Czyli trzeba złożyć de facto dwa zamówienia: jedno na produkty spożywcze, drugie na alkohol (być może jest sposób żeby to obejść, ja nie znalazłem). I kiedy złożyłem dwa zamówienia, to wino przyjechało w ciągu regulaminowego czasu 50 minut, a ser nie przyjechał w ogóle. Po godzinie oczekiwania, gdy moje zamówienie nawet nie zaczęło być kompletowane, anulowałem je.
Jak wygląda weryfikacja wieku? W trakcie zamawiania deklarujemy, że mamy ukończone 18 lat i nie jesteśmy pod wpływem alkoholu (czyli zupełnie tak jak w sklepie). Oczywiście, rodzi to problem natury formalno-prawnej, bo ktoś może być trzeźwy w czasie zamawiania, ale po godzinie już niekoniecznie.
Użytkownik godzi się na weryfikację tożsamości, wieku i stanu trzeźwości (na oko) przez kuriera – zupełnie tak jak w sklepie.
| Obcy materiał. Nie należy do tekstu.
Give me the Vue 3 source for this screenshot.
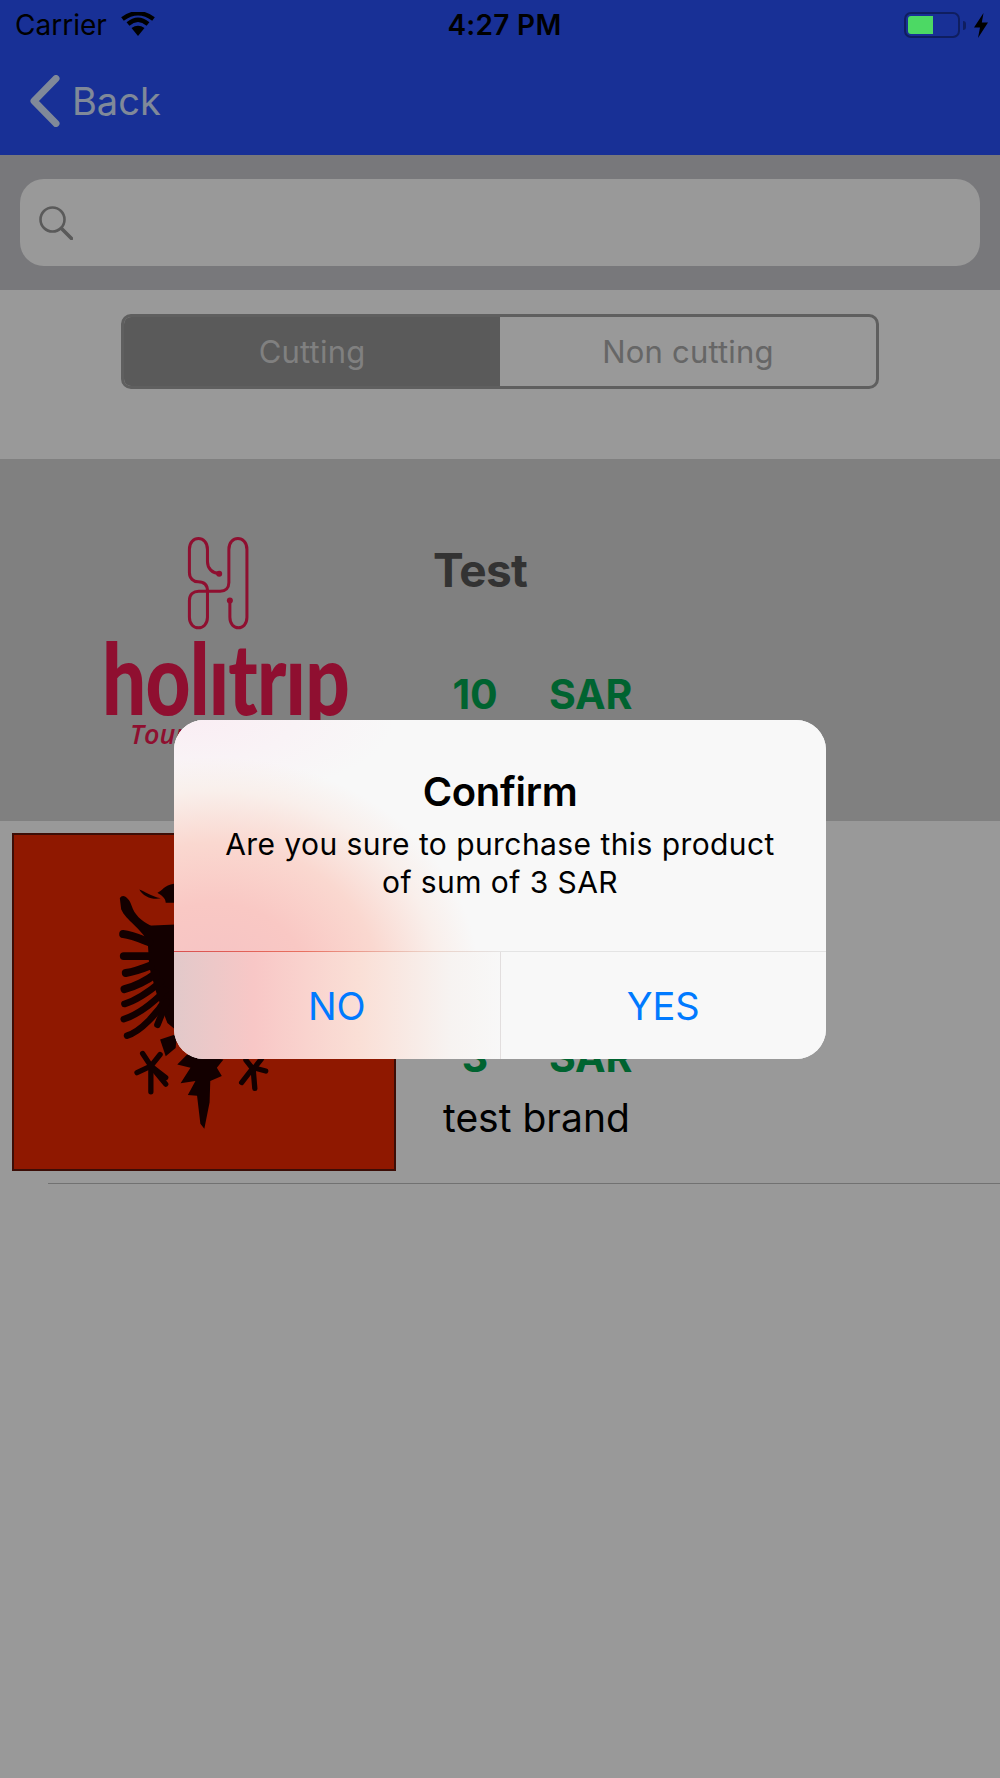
<template>
  <div class="screen">
    <header class="topbar">
      <div class="status">
        <div class="status-left">
          <span class="carrier">Carrier</span>
          <svg class="wifi" width="34" height="24" viewBox="0 0 34 24">
            <path d="M17 24 L10.5 16 Q17 11.5 23.5 16 Z" fill="#000" />
            <path d="M7 12 Q17 3.5 27 12" fill="none" stroke="#000" stroke-width="4.4" />
            <path d="M1.5 7 Q17 -4.5 32.5 7" fill="none" stroke="#000" stroke-width="4.4" />
          </svg>
        </div>
        <span class="clock">4:27 PM</span>
        <div class="status-right">
          <div class="battery"><div class="battery-fill"></div></div>
          <div class="battery-nub"></div>
          <svg class="bolt" width="14" height="25" viewBox="0 0 14 25">
            <path d="M9.5 0 L0 14.5 L6 14.5 L4 25 L14 9.5 L7.8 9.5 Z" fill="#000" />
          </svg>
        </div>
      </div>
      <div class="nav">
        <svg class="chevron" width="30" height="52" viewBox="0 0 30 52">
          <path d="M26 3.5 L4 26 L26 48.5" fill="none" stroke="#d5e4ff" stroke-width="7" stroke-linecap="round" stroke-linejoin="round" />
        </svg>
        <span class="back">Back</span>
      </div>
    </header>

    <div class="search-wrap">
      <div class="search-field">
        <svg width="34" height="34" viewBox="0 0 34 34">
          <circle cx="13.5" cy="13.5" r="12" fill="none" stroke="#969696" stroke-width="2.6" />
          <path d="M22.5 22.5 L32.5 32.5" stroke="#969696" stroke-width="3.6" stroke-linecap="round" />
        </svg>
      </div>
    </div>

    <div class="tabs-wrap">
      <div class="segment">
        <div class="seg seg-active">Cutting</div>
        <div class="seg">Non cutting</div>
      </div>
    </div>

    <section class="offer">
      <div class="logo">
        <svg class="logo-mark" width="67" height="97" viewBox="310 100 200 290">
          <g fill="none" stroke="#ee1950" stroke-width="9" stroke-linecap="round" stroke-linejoin="round">
            <path d="M415 215 C395 215 380 200 380 180 L380 143 C380 100 326 100 326 143 L326 212 C326 230 338 240 352 240 C370 240 380 250 380 268 L380 346 C380 388 326 388 326 346 L326 296 C326 278 338 268 354 268 L418 268 C434 268 444 258 444 242 L444 143 C444 100 498 100 498 143 L498 346 C498 388 447 388 447 346 L447 296" />
          </g>
          <circle cx="415" cy="216" r="9" fill="#ee1950" />
          <circle cx="447" cy="296" r="9" fill="#ee1950" />
        </svg>
        <div class="wordmark">holıtrıp</div>
        <div class="tagline">Tours</div>
      </div>
      <div class="info">
        <div class="title">Test</div>
        <div class="price price-first">
          <span class="amount">10</span>
          <span class="currency">SAR</span>
        </div>
      </div>
    </section>

    <section class="product">
      <div class="flag">
        <svg width="380" height="334" viewBox="36 70 1150 1012">
          <g fill="#200000">
            <path d="M356 262 C365 245 385 262 392 285 C400 310 420 330 450 345 L470 420 L445 400 C420 350 375 330 360 295 Z" />
            <path d="M470 245 C485 240 490 222 520 218 L540 275 L495 275 C495 260 480 252 470 245 Z" />
            <path d="M415 235 C430 240 450 255 480 262 C455 268 425 255 415 235 Z" />
            <path d="M438 345 L560 340 L560 690 L500 640 L470 560 L445 470 Z" />
            <path d="M478 690 L530 672 L525 715 L495 740 Z" />
            <path d="M530 765 L560 735 L670 750 L650 775 L665 800 L630 815 L628 880 L612 960 L600 945 L590 860 L562 858 L585 815 L540 822 L570 775 Z" />
          </g>
          <g fill="none" stroke="#200000" stroke-width="24" stroke-linecap="round">
            <path d="M366 370 C390 372 420 385 445 395" />
            <path d="M368 437 L445 437" />
            <path d="M374 488 C395 485 425 475 450 465" />
            <path d="M370 537 C400 530 440 510 465 490" />
          </g>
          <g fill="none" stroke="#200000" stroke-width="20" stroke-linecap="round">
            <path d="M370 582 C410 570 450 540 480 515" />
            <path d="M368 628 C410 615 460 575 495 540" />
            <path d="M378 678 C420 665 470 610 500 560" />
            <path d="M470 645 L498 575" />
          </g>
          <g fill="none" stroke="#200000" stroke-width="16" stroke-linecap="round">
            <path d="M408 790 L450 770 L495 805" />
            <path d="M425 732 L450 770 L450 848" />
            <path d="M450 770 L495 825" />
            <path d="M450 770 L478 735" />
            <path d="M798 785 L760 775 L725 820" />
            <path d="M738 752 L760 780 L765 838" />
            <path d="M760 780 L785 748" />
          </g>
        </svg>
      </div>
      <div class="info product-info">
        <div class="price">
          <span class="amount">3</span>
          <span class="currency">SAR</span>
        </div>
        <div class="brand">test brand</div>
      </div>
    </section>
    <div class="separator"></div>

    <div class="dim"></div>

    <div class="alert">
      <div class="alert-body">
        <div class="alert-title">Confirm</div>
        <div class="alert-text">Are you sure to purchase this product of sum of 3 SAR</div>
      </div>
      <div class="alert-actions">
        <div class="alert-btn btn-no">NO</div>
        <div class="alert-btn">YES</div>
      </div>
    </div>
  </div>
</template>

<script setup>
</script>

<style>
html,
body {
  margin: 0;
  background: #fff;
}
</style>

<style scoped>
.screen {
  position: relative;
  width: 1000px;
  height: 1778px;
  overflow: hidden;
  background: #fff;
  font-family: Inter, "Liberation Sans", sans-serif;
  color: #000;
}

.topbar {
  height: 155px;
  background: #2850fa;
}

.status {
  position: relative;
  z-index: 2;
  display: flex;
  align-items: center;
  justify-content: space-between;
  height: 50px;
  padding: 0 12px 0 15px;
}

.status-left,
.status-right {
  display: flex;
  align-items: center;
  width: 200px;
}

.status-right {
  justify-content: flex-end;
}

.carrier {
  font-size: 28px;
}

.wifi {
  margin: -2px 0 0 14px;
}

.clock {
  margin-left: 6px;
  font-size: 28px;
  font-weight: 600;
  letter-spacing: 0.3px;
}

.battery {
  box-sizing: border-box;
  width: 56px;
  height: 26px;
  padding: 2px;
  border: 2px solid #0f1e60;
  border-radius: 7px;
}

.battery-fill {
  width: 25px;
  height: 18px;
  border-radius: 3px 0 0 3px;
  background: #4cd964;
}

.battery-nub {
  width: 3px;
  height: 9px;
  margin-left: 3px;
  border-radius: 0 3px 3px 0;
  background: #0f1e60;
}

.bolt {
  margin-left: 8px;
}

.nav {
  display: flex;
  align-items: center;
  height: 102px;
  padding-left: 30px;
}

.back {
  margin-left: 12px;
  font-size: 38px;
  color: #d5e4ff;
}

.search-wrap {
  box-sizing: border-box;
  height: 135px;
  padding: 24px 20px;
  background: #c9c9ce;
}

.search-field {
  display: flex;
  align-items: center;
  height: 87px;
  padding-left: 19px;
  border-radius: 24px;
  background: #fff;
}

.tabs-wrap {
  box-sizing: border-box;
  height: 169px;
  padding: 24px 121px 0;
}

.segment {
  display: flex;
  box-sizing: border-box;
  height: 75px;
  border: 3px solid #9e9e9e;
  border-radius: 10px;
  overflow: hidden;
}

.seg {
  flex: 1;
  display: flex;
  align-items: center;
  justify-content: center;
  font-size: 31px;
  letter-spacing: 0.2px;
  color: #aaa;
}

.seg-active {
  background: #969696;
  color: #d5d5d5;
}

.offer {
  display: flex;
  height: 362px;
  background: #d5d5d5;
}

.logo {
  box-sizing: border-box;
  width: 433px;
  padding: 76px 0 0 102px;
  color: #ee1950;
}

.logo-mark {
  display: block;
  margin-left: 82px;
}

.wordmark {
  width: 307px;
  margin-top: 2px;
  font-family: Lato, sans-serif;
  font-size: 100px;
  font-weight: 900;
  line-height: 84px;
  letter-spacing: -1px;
  transform: scaleX(0.78);
  transform-origin: left center;
}

.tagline {
  margin: 2px 0 0 28px;
  font-family: "Open Sans", sans-serif;
  font-size: 27px;
  font-style: italic;
  font-weight: 600;
  line-height: 28px;
}

.info {
  padding-top: 88px;
}

.title {
  height: 46px;
  font-size: 46px;
  font-weight: 700;
  line-height: 46px;
  letter-spacing: -0.8px;
  color: #555;
}

.price {
  display: flex;
  gap: 32px;
  font-size: 41px;
  font-weight: 700;
  line-height: 41px;
  letter-spacing: -0.2px;
  color: #00a550;
}

.price-first {
  margin-top: 81px;
}

.amount {
  width: 84px;
  text-align: center;
}

.product {
  display: flex;
  height: 362px;
  box-sizing: border-box;
  padding: 12px 0 0 12px;
}

.flag {
  box-sizing: border-box;
  width: 384px;
  height: 338px;
  border: 2px solid #64170a;
  background: #ee2800;
}

.flag svg {
  display: block;
}

.product-info {
  padding: 204px 0 0 37px;
}

.brand {
  margin: 20px 0 0 10px;
  font-size: 39px;
  line-height: 39px;
}

.separator {
  height: 1px;
  margin-left: 48px;
  background: #bdbdbd;
}

.dim {
  position: absolute;
  inset: 0;
  z-index: 1;
  background: rgba(0, 0, 0, 0.4);
}

.alert {
  position: absolute;
  top: 720px;
  left: 174px;
  z-index: 3;
  display: flex;
  flex-direction: column;
  width: 652px;
  height: 339px;
  border-radius: 30px;
  overflow: hidden;
  background: #f8f8f8;
}

.alert-body {
  flex: 1;
  box-sizing: border-box;
  padding: 53px 40px 0;
  text-align: center;
  background:
    radial-gradient(ellipse 265px 225px at 40px 262px, #f5c3c4 0%, #f9c8c4 35%, #fad8d0 62%, #f9efeb 85%, rgba(248, 248, 248, 0) 100%),
    radial-gradient(ellipse 200px 80px at 20px 0, #faeef4 0%, rgba(248, 248, 248, 0) 100%),
    #f8f8f8;
}

.alert-title {
  font-size: 40px;
  font-weight: 600;
  line-height: 38px;
  letter-spacing: -0.3px;
}

.alert-text {
  margin-top: 14px;
  font-size: 30px;
  line-height: 38px;
  letter-spacing: 0.43px;
}

.alert-actions {
  display: flex;
  height: 107px;
  border-top: 1px solid;
  border-image: linear-gradient(90deg, #d95050 0, #e87060 130px, #eccfc4 250px, #e4e4e4 330px) 1;
  background: linear-gradient(90deg, #e2c9ca 0, #f8c7c6 80px, #fadfd6 185px, #f7f3f1 275px, #f8f8f8 330px);
}

.alert-btn {
  flex: 1;
  display: flex;
  align-items: center;
  justify-content: center;
  font-size: 38px;
  color: #007aff;
}

.btn-no {
  border-right: 1px solid #e2dede;
}
</style>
W praktyce kurierzy ani razu nie prosili mnie o dowód osobisty. Niektórzy pełnoletniość mają wypisaną na zmarszczkach i wyrazie twarzy, inni – różnie. „Masz 18 lat?” – rzucił jeden z kurierów, ja przytaknąłem, a on się oddalił.
Pewną barierę wprowadziła Żabka, która do zamawiania alkoholu wymaga rejestracji z podaniem danych (np. przez Facebooka, konto Google czy Apple). Oczywiście, każde takie konto można sfałszować, ale to taka dodatkowa zapora, na tle zupełnego braku bezpieczników u konkurencji.